▸ REQUIRED TASK
Filter the data below for the string "components" and copy each matching line.

══ INFORMATION SHOWN

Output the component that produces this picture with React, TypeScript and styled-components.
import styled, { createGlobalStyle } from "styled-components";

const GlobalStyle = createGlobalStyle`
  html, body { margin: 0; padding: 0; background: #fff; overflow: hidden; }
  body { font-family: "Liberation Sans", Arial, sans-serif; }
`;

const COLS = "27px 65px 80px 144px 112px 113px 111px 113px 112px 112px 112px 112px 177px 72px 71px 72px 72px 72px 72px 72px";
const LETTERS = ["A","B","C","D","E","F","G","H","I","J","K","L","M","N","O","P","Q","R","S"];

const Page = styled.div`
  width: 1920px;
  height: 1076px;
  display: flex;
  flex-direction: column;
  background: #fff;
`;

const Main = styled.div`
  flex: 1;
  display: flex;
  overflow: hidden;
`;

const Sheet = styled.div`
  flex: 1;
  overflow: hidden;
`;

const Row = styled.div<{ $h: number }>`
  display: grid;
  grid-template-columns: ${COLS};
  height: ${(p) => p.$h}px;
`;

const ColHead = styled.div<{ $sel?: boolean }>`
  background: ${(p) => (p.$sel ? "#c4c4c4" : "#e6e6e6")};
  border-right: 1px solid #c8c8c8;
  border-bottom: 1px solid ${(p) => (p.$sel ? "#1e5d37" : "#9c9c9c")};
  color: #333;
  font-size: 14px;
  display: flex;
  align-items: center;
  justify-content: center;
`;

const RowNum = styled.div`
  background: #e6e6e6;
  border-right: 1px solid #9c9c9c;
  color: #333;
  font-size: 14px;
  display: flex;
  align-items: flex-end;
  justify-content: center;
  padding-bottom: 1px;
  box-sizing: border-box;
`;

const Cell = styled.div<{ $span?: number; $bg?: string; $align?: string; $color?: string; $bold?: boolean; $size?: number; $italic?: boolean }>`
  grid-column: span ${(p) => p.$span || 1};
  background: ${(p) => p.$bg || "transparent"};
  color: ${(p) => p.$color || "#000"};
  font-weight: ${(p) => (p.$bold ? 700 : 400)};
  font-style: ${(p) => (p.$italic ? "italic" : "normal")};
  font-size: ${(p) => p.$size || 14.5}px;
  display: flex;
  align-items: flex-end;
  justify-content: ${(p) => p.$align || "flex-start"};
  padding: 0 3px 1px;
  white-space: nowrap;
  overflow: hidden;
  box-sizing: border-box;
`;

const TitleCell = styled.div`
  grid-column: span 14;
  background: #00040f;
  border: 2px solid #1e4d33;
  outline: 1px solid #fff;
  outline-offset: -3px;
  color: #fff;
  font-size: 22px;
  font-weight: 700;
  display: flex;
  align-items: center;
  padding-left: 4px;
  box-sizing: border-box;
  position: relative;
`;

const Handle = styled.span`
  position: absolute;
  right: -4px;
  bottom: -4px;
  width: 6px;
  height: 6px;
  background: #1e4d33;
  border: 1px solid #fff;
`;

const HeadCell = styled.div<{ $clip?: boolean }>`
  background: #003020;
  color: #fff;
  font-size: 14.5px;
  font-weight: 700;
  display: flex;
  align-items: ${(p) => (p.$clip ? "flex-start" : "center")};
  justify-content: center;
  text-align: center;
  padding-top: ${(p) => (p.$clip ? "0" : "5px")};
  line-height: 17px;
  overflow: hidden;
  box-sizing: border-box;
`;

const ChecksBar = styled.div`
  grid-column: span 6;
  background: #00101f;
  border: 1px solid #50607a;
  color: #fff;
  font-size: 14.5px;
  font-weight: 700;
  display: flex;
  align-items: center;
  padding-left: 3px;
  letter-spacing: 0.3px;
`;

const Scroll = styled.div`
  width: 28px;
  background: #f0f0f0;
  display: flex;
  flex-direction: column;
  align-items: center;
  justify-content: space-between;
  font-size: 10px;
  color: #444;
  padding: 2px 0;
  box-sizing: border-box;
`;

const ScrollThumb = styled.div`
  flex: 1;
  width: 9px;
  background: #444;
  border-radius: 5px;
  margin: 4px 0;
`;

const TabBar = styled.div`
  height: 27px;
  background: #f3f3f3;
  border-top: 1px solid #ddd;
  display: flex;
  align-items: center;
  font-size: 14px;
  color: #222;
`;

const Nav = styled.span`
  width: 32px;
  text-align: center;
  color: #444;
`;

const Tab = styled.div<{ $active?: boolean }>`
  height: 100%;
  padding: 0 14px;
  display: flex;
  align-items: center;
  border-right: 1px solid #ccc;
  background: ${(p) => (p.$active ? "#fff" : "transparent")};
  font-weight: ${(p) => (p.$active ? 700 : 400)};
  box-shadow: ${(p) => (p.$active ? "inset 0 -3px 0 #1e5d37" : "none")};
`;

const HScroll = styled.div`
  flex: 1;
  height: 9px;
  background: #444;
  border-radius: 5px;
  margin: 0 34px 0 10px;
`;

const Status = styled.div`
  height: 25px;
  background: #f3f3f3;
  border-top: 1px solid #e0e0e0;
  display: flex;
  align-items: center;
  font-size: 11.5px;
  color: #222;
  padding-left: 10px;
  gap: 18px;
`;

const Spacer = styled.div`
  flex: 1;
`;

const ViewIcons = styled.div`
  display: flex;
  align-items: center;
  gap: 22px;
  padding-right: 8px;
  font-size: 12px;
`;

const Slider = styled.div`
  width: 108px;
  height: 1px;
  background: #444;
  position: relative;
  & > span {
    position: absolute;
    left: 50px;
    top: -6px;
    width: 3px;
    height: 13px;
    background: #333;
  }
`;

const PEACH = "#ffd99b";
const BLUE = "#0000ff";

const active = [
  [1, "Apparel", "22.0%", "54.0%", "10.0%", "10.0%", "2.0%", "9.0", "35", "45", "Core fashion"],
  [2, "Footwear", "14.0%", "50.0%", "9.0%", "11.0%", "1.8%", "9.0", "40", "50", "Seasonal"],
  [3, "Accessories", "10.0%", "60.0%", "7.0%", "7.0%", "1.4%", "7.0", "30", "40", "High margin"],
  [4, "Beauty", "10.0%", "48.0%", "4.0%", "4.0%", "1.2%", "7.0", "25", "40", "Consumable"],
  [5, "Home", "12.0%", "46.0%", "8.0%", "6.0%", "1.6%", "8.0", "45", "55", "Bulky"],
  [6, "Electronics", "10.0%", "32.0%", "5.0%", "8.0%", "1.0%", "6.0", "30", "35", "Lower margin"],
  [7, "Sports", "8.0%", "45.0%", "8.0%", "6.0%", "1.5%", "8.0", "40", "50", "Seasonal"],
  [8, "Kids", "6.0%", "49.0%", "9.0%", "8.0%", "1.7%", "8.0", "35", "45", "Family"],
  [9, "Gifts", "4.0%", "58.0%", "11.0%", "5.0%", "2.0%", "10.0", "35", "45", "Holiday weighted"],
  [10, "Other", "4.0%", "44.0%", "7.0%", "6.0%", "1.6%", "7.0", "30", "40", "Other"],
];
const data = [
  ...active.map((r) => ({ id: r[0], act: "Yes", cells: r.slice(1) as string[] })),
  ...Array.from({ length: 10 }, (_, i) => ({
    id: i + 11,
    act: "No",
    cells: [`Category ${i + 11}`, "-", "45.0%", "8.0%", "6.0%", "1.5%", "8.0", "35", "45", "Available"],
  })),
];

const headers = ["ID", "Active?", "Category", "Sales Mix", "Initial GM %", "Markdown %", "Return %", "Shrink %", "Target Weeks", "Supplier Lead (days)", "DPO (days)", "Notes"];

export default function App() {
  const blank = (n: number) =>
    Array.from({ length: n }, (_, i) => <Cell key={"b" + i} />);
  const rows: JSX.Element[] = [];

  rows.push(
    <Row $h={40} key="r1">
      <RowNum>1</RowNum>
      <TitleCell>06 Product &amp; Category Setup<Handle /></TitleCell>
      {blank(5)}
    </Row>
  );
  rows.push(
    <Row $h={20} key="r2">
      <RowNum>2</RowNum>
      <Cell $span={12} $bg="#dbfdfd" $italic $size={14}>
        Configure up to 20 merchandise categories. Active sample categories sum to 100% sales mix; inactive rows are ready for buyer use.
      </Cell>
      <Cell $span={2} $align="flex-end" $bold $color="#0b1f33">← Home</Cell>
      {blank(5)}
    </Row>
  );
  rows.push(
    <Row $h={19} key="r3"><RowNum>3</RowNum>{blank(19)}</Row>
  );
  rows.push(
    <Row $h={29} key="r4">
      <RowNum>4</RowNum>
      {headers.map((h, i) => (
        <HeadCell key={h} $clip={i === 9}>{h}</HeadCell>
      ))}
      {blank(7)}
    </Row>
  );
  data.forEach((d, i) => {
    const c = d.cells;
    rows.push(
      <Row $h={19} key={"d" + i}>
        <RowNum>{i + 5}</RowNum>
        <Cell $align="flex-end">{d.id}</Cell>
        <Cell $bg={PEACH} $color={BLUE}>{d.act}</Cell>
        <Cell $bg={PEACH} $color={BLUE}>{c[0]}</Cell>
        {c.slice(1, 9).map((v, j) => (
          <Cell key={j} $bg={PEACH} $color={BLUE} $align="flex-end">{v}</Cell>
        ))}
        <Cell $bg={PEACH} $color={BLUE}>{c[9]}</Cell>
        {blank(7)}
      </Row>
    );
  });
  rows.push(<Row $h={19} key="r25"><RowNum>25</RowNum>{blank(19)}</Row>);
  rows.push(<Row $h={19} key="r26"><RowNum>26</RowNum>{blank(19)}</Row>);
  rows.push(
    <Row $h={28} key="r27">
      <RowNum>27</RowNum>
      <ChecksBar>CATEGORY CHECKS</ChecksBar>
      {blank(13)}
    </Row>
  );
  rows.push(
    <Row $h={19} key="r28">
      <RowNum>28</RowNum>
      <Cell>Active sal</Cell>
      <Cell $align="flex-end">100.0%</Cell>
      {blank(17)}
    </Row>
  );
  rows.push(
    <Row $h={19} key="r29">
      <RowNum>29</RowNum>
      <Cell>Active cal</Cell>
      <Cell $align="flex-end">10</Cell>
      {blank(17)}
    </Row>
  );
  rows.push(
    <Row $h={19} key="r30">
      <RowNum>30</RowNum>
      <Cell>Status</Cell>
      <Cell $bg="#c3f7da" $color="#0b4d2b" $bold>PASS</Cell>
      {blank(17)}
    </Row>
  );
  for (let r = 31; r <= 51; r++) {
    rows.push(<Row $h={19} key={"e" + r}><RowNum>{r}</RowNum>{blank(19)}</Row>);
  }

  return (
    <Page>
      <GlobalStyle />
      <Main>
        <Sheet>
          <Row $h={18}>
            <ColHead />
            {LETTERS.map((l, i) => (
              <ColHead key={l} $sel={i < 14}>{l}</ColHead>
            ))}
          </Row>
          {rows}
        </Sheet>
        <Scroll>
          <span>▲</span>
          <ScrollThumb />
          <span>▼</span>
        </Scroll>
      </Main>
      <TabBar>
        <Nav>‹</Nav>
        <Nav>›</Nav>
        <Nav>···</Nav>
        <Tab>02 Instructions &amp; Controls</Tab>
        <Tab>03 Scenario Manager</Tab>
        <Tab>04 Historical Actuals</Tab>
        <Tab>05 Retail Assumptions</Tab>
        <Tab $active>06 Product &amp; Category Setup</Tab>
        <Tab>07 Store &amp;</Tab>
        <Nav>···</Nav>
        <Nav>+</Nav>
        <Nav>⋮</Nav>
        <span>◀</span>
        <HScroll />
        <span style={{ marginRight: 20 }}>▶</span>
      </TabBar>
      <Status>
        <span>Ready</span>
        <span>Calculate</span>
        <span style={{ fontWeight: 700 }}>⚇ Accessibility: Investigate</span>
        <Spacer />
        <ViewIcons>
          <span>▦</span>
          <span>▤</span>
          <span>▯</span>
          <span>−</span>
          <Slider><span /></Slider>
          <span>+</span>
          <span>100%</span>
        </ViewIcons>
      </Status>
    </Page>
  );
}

════

▸ RESPONSE BELOW
Output the component that produces this picture with React, TypeScript and styled-components.
import styled, { createGlobalStyle } from "styled-components";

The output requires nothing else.